Prisoners must pass two requirements to apply for clemency. They must show they have exhausted all other avenues of appeal, and must have completed at least one third of their original sentence.

It had been previously reported that criminal records of those convicted under the old Constitution would be wiped clean if they were pardoned, but Press Secretary for the President’s Office Mohamed Zuhair said that was not the case.

“There are many provisions for such matters as criminal offences and criminal records, but their records would not be wiped clean.”

“We began issuing forms today to multiple centres around Malé and they are also being sent to Island Offices,” Zuhair said.

He believes implementing the Clemency Board is a good move for the government, as “there are many pending appeals” from prisoners. “There are nearly 2,000 prisoners in the country right now,” Zuhair said.

He added that although “outrage and accusations” about the reasons for the implementation of the board will probably come, “the president is very clear on this issue and has been working on it for a long time.”

On 9 March 2010 President Nasheed appointed the members of the Clemency Board, who are to advise the president regarding the release of prisoners or commuting of sentences.

The Board is chaired by Attorney General Husnu Suood. The other members are Mariyam Suzee Adam (social sector), Nazil Afeef (legal sector), Shifa Mohamed (education sector), Dr Ahmed Razee (health sector), Sh. Mohamed Farooq (religious scholar), Maizaan Ali Maniku (civil society), Ahmed Adil (Parole Board), Assistant Commissioner of Police, Mohamed Sodiq, Ahmed Mahloof (legislature) and Deputy Prosecutor General Hussain Shameem.

President of the Board Husnu Suood said this law has been passed in accordance with the Constitution and believed the government “has moved a step forward.”

“Under the Constitution there is clemency, and there must be a provision for the president to implement this.”

Suood said under the previous Constitution this power was not implemented often, and when it was, it was usually abused.

“This will not be exercised as a political tool,” Suood assured.

He also hoped people would not see it as the government ‘releasing’ criminals, as there were established criteria under which the law can be applied.

Suood explained the president cannot give pardons for the seven specified categories but he can commute death sentences to life imprisonment.

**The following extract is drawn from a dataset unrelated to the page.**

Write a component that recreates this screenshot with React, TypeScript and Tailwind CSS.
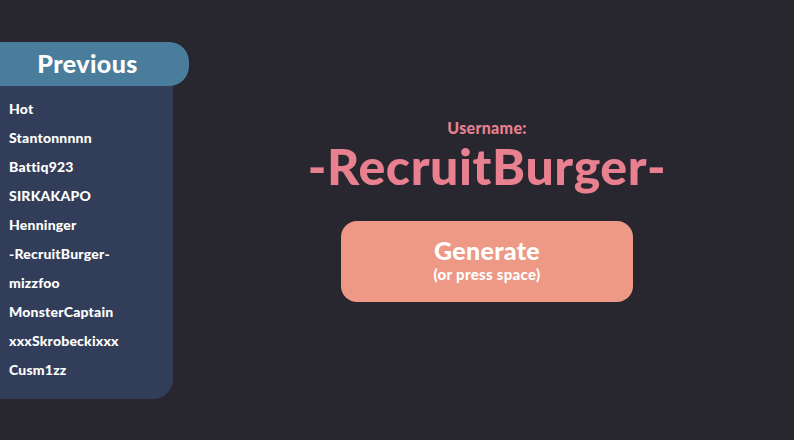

Deputy PG Hussain Shameem said he thinks the board is a good start, but will “only work with other support systems, such as psychological and social services and a proper prison system.”

Shameem said the Clemency Law is “very tricky, the way it’s drafted,” as it “gives a lot of loopholes.”

For instance, Shameem said, the president can make the ultimate decision on pardons regarding the seven categories which are technically not eligible for pardon.

“There are some contradictions,” he said, but he believes people have to “take it positively.”

Before the Clemency Law, he said “many prisoners did not see the end of the tunnel.”

Under the new law, he believes “if prisoners have faith in the system, and they know they could get out early on good behaviour, they will behave.”

He said the law was open to anyone who had successfully completed one third of their sentence, excluding those convicted for the seven specified crimes.

Shameem added he did not believe “there are people who were wrongfully convicted” in the prison system.